## BEGIN

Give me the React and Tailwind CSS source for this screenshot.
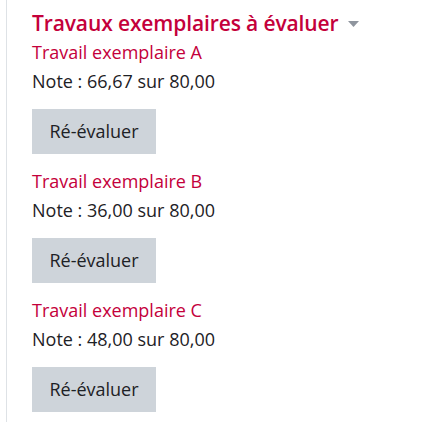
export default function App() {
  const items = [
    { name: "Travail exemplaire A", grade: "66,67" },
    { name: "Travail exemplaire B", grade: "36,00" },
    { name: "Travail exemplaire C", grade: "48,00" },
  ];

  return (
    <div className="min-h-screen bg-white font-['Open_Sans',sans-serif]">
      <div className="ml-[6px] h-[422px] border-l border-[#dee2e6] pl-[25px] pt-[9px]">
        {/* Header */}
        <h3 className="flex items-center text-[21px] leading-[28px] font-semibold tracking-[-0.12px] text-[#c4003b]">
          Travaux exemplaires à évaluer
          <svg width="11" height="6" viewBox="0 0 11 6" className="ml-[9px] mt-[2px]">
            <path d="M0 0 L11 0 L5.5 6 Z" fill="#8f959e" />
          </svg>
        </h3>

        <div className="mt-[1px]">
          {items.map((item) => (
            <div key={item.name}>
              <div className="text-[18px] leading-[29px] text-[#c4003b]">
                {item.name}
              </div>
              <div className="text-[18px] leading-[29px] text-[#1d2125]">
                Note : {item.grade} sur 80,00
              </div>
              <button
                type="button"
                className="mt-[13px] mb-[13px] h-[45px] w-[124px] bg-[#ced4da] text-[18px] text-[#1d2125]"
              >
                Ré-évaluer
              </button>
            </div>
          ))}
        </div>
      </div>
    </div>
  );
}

## END

▸ Task description:
Every line of the material is to be quoted exactly, with no pictures carried over.

▸ Full solution:
Give me the React and Tailwind CSS source for this screenshot.
export default function App() {
  const items = [
    { name: "Travail exemplaire A", grade: "66,67" },
    { name: "Travail exemplaire B", grade: "36,00" },
    { name: "Travail exemplaire C", grade: "48,00" },
  ];

  return (
    <div className="min-h-screen bg-white font-['Open_Sans',sans-serif]">
      <div className="ml-[6px] h-[422px] border-l border-[#dee2e6] pl-[25px] pt-[9px]">
        {/* Header */}
        <h3 className="flex items-center text-[21px] leading-[28px] font-semibold tracking-[-0.12px] text-[#c4003b]">
          Travaux exemplaires à évaluer
          <svg width="11" height="6" viewBox="0 0 11 6" className="ml-[9px] mt-[2px]">
            <path d="M0 0 L11 0 L5.5 6 Z" fill="#8f959e" />
          </svg>
        </h3>

        <div className="mt-[1px]">
          {items.map((item) => (
            <div key={item.name}>
              <div className="text-[18px] leading-[29px] text-[#c4003b]">
                {item.name}
              </div>
              <div className="text-[18px] leading-[29px] text-[#1d2125]">
                Note : {item.grade} sur 80,00
              </div>
              <button
                type="button"
                className="mt-[13px] mb-[13px] h-[45px] w-[124px] bg-[#ced4da] text-[18px] text-[#1d2125]"
              >
                Ré-évaluer
              </button>
            </div>
          ))}
        </div>
      </div>
    </div>
  );
}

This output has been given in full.